### Exercise:
Give all of the lines again exactly as they read.

### Given material:

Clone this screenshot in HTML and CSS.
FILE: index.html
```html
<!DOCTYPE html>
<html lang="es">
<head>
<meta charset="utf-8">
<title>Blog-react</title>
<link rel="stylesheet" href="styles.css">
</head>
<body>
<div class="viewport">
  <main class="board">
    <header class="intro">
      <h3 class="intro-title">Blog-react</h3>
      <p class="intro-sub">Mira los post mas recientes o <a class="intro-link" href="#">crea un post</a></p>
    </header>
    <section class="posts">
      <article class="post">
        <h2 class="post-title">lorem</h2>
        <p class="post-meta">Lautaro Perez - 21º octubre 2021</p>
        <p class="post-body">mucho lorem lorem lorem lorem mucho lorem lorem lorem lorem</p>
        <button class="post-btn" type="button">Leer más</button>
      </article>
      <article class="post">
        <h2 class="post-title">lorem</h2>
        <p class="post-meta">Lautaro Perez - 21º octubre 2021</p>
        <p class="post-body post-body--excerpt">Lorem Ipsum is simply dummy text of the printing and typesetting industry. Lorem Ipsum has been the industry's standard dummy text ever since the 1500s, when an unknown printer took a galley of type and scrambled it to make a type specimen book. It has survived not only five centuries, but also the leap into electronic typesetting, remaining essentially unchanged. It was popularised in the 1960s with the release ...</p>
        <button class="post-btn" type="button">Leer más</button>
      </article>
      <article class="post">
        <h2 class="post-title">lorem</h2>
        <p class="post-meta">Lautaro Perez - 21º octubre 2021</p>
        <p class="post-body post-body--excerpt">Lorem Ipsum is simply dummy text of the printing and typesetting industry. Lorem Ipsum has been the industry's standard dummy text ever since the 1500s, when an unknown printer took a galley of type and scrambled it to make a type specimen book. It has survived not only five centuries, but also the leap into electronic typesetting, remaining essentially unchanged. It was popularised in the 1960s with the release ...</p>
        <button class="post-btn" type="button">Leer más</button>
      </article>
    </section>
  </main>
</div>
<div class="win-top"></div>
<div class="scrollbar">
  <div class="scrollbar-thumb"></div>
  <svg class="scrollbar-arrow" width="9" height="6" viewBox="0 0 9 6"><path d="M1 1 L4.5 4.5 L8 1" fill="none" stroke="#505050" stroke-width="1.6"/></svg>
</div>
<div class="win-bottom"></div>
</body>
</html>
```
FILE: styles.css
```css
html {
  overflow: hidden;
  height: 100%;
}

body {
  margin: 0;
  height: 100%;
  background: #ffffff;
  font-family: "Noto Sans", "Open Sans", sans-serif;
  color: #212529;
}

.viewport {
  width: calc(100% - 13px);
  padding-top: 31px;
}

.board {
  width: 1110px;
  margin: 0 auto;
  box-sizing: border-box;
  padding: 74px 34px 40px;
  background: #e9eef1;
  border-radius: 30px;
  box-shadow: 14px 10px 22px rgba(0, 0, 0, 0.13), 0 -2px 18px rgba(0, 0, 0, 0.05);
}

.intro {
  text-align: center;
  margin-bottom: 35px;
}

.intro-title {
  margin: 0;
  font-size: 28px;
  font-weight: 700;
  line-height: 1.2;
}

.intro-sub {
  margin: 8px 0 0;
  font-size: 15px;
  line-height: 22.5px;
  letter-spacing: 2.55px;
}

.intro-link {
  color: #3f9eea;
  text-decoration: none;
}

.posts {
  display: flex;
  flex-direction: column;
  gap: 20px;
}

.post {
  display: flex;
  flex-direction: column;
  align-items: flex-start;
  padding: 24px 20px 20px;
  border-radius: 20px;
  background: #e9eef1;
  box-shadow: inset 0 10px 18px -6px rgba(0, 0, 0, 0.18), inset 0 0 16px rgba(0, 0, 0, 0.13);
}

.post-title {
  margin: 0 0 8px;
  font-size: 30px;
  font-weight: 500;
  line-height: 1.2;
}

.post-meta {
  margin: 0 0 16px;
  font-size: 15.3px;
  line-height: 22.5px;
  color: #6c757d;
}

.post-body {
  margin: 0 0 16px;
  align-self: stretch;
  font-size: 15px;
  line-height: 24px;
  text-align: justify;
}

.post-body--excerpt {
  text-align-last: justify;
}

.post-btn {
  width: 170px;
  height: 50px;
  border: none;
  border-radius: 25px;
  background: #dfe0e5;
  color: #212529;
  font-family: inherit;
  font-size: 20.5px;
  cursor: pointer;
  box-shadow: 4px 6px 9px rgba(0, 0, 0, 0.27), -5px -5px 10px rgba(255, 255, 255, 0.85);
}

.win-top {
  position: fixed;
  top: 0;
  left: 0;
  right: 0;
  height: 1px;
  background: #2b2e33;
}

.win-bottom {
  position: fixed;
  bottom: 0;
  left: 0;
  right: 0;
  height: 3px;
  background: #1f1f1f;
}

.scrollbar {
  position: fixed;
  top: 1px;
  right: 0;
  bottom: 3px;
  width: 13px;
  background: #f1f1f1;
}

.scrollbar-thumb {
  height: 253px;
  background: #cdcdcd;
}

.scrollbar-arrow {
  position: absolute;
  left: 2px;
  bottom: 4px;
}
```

### Final result:
Clone this screenshot in HTML and CSS.
FILE: index.html
```html
<!DOCTYPE html>
<html lang="es">
<head>
<meta charset="utf-8">
<title>Blog-react</title>
<link rel="stylesheet" href="styles.css">
</head>
<body>
<div class="viewport">
  <main class="board">
    <header class="intro">
      <h3 class="intro-title">Blog-react</h3>
      <p class="intro-sub">Mira los post mas recientes o <a class="intro-link" href="#">crea un post</a></p>
    </header>
    <section class="posts">
      <article class="post">
        <h2 class="post-title">lorem</h2>
        <p class="post-meta">Lautaro Perez - 21º octubre 2021</p>
        <p class="post-body">mucho lorem lorem lorem lorem mucho lorem lorem lorem lorem</p>
        <button class="post-btn" type="button">Leer más</button>
      </article>
      <article class="post">
        <h2 class="post-title">lorem</h2>
        <p class="post-meta">Lautaro Perez - 21º octubre 2021</p>
        <p class="post-body post-body--excerpt">Lorem Ipsum is simply dummy text of the printing and typesetting industry. Lorem Ipsum has been the industry's standard dummy text ever since the 1500s, when an unknown printer took a galley of type and scrambled it to make a type specimen book. It has survived not only five centuries, but also the leap into electronic typesetting, remaining essentially unchanged. It was popularised in the 1960s with the release ...</p>
        <button class="post-btn" type="button">Leer más</button>
      </article>
      <article class="post">
        <h2 class="post-title">lorem</h2>
        <p class="post-meta">Lautaro Perez - 21º octubre 2021</p>
        <p class="post-body post-body--excerpt">Lorem Ipsum is simply dummy text of the printing and typesetting industry. Lorem Ipsum has been the industry's standard dummy text ever since the 1500s, when an unknown printer took a galley of type and scrambled it to make a type specimen book. It has survived not only five centuries, but also the leap into electronic typesetting, remaining essentially unchanged. It was popularised in the 1960s with the release ...</p>
        <button class="post-btn" type="button">Leer más</button>
      </article>
    </section>
  </main>
</div>
<div class="win-top"></div>
<div class="scrollbar">
  <div class="scrollbar-thumb"></div>
  <svg class="scrollbar-arrow" width="9" height="6" viewBox="0 0 9 6"><path d="M1 1 L4.5 4.5 L8 1" fill="none" stroke="#505050" stroke-width="1.6"/></svg>
</div>
<div class="win-bottom"></div>
</body>
</html>
```
FILE: styles.css
```css
html {
  overflow: hidden;
  height: 100%;
}

body {
  margin: 0;
  height: 100%;
  background: #ffffff;
  font-family: "Noto Sans", "Open Sans", sans-serif;
  color: #212529;
}

.viewport {
  width: calc(100% - 13px);
  padding-top: 31px;
}

.board {
  width: 1110px;
  margin: 0 auto;
  box-sizing: border-box;
  padding: 74px 34px 40px;
  background: #e9eef1;
  border-radius: 30px;
  box-shadow: 14px 10px 22px rgba(0, 0, 0, 0.13), 0 -2px 18px rgba(0, 0, 0, 0.05);
}

.intro {
  text-align: center;
  margin-bottom: 35px;
}

.intro-title {
  margin: 0;
  font-size: 28px;
  font-weight: 700;
  line-height: 1.2;
}

.intro-sub {
  margin: 8px 0 0;
  font-size: 15px;
  line-height: 22.5px;
  letter-spacing: 2.55px;
}

.intro-link {
  color: #3f9eea;
  text-decoration: none;
}

.posts {
  display: flex;
  flex-direction: column;
  gap: 20px;
}

.post {
  display: flex;
  flex-direction: column;
  align-items: flex-start;
  padding: 24px 20px 20px;
  border-radius: 20px;
  background: #e9eef1;
  box-shadow: inset 0 10px 18px -6px rgba(0, 0, 0, 0.18), inset 0 0 16px rgba(0, 0, 0, 0.13);
}

.post-title {
  margin: 0 0 8px;
  font-size: 30px;
  font-weight: 500;
  line-height: 1.2;
}

.post-meta {
  margin: 0 0 16px;
  font-size: 15.3px;
  line-height: 22.5px;
  color: #6c757d;
}

.post-body {
  margin: 0 0 16px;
  align-self: stretch;
  font-size: 15px;
  line-height: 24px;
  text-align: justify;
}

.post-body--excerpt {
  text-align-last: justify;
}

.post-btn {
  width: 170px;
  height: 50px;
  border: none;
  border-radius: 25px;
  background: #dfe0e5;
  color: #212529;
  font-family: inherit;
  font-size: 20.5px;
  cursor: pointer;
  box-shadow: 4px 6px 9px rgba(0, 0, 0, 0.27), -5px -5px 10px rgba(255, 255, 255, 0.85);
}

.win-top {
  position: fixed;
  top: 0;
  left: 0;
  right: 0;
  height: 1px;
  background: #2b2e33;
}

.win-bottom {
  position: fixed;
  bottom: 0;
  left: 0;
  right: 0;
  height: 3px;
  background: #1f1f1f;
}

.scrollbar {
  position: fixed;
  top: 1px;
  right: 0;
  bottom: 3px;
  width: 13px;
  background: #f1f1f1;
}

.scrollbar-thumb {
  height: 253px;
  background: #cdcdcd;
}

.scrollbar-arrow {
  position: absolute;
  left: 2px;
  bottom: 4px;
}
```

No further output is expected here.